In box 5, the one on the right is a Philippine coin.
As far as I can see, there are two silver coins, a Dutch 10 Cent and a German 5 Mark. The German 5 Mark is probably also the only one that has some significant value.
They are 20th century pre-euro coins, fractions of currencies that no longer exist. (with exceptions, Numista members may add details.)
Inflation or adoption of new currency, in many countries in the last century, has rendered tons and tons of these types of coins useless and worthless, except, collectors like us like them.
Jamais l'or n'a perdu la plus petite occasion de se montrer stupide. -Balzac
Another way to answer the question is that these are likely pocket change from an American's trip to Europe about 40 years ago when the change from France could not be used in Germany and so on, so it got dumped in the bottom of the suitcase and brought home in a pile that looks like this (the odd single coins from Bulgaria, Iceland and Philippines probably having some other origin).
I myself traveled the continent as a young man , based from Brussels in the early 1980s.
I got as far as Würtemburg, Zürich, and Strasbourg, good times.
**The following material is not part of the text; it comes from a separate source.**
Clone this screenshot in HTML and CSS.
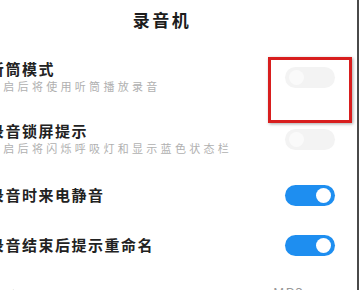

I did bring back some coins (but all long gone sadly).
my favorite piece I brought back I found in a sofa chair in a hotel room waiting for a plane to NY in Brussels. one of these.
I was broke, but for my ticket home. the belgian bahnhof geldwsels did not take foreign coin! and so i did search for change for one more meal in my two penny traveler's room.
I gave it away the very day I got home. I wish I could find that guy again.
Jamais l'or n'a perdu la plus petite occasion de se montrer stupide. -Balzac
Verweis : "Mr. Midnight"I wish I could find that guy again.
You talking about the coin or the guy you gave it to?
If it's the coin, you can pick one up on ebay for about $10 shipped for an '81 or about $5 shipped for a '79. It's not technically worth that, but it might be to you for the sentimentality of the thing.
"What we are is not as important as what we aren't"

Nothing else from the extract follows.